Dataset content |
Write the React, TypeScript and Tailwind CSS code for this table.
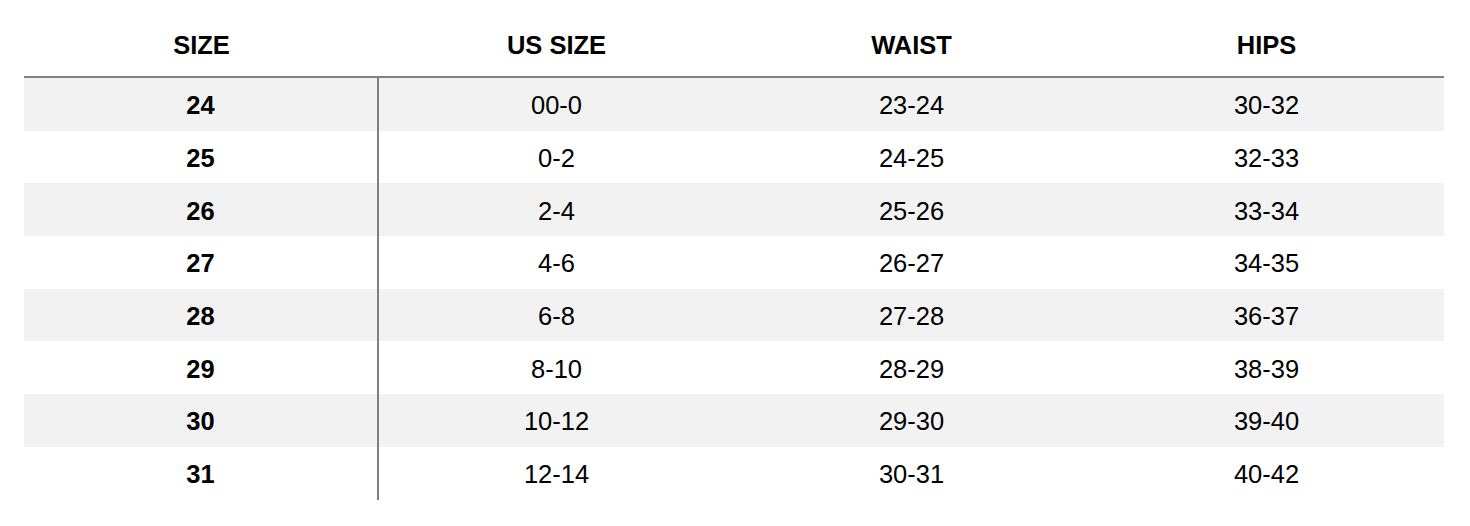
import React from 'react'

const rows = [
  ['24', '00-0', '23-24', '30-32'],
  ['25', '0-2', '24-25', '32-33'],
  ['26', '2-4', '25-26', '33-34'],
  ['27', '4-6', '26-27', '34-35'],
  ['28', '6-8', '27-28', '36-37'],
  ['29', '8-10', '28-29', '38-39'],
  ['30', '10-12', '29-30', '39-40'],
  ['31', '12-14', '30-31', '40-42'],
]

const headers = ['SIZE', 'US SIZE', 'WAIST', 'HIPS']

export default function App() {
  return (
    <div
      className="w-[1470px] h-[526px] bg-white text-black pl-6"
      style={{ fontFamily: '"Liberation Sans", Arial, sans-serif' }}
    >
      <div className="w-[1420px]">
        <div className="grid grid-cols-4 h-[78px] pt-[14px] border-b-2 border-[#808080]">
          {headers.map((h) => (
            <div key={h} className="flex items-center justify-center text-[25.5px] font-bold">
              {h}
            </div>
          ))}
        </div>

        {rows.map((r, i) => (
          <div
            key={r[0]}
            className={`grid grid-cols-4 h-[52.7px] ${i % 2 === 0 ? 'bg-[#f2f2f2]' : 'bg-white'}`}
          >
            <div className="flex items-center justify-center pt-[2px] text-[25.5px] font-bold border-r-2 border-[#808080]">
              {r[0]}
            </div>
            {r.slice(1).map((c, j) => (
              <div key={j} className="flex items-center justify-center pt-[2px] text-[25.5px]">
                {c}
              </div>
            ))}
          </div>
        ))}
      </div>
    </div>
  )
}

Written exercise |
Please quote the lines of the material, beginning with the first and ending with the one that contains "const headers = ['SIZE', 'US", exactly as written and without any pictures.

Solution for this problem |
Write the React, TypeScript and Tailwind CSS code for this table.
import React from 'react'

const rows = [
  ['24', '00-0', '23-24', '30-32'],
  ['25', '0-2', '24-25', '32-33'],
  ['26', '2-4', '25-26', '33-34'],
  ['27', '4-6', '26-27', '34-35'],
  ['28', '6-8', '27-28', '36-37'],
  ['29', '8-10', '28-29', '38-39'],
  ['30', '10-12', '29-30', '39-40'],
  ['31', '12-14', '30-31', '40-42'],
]

const headers = ['SIZE', 'US SIZE', 'WAIST', 'HIPS']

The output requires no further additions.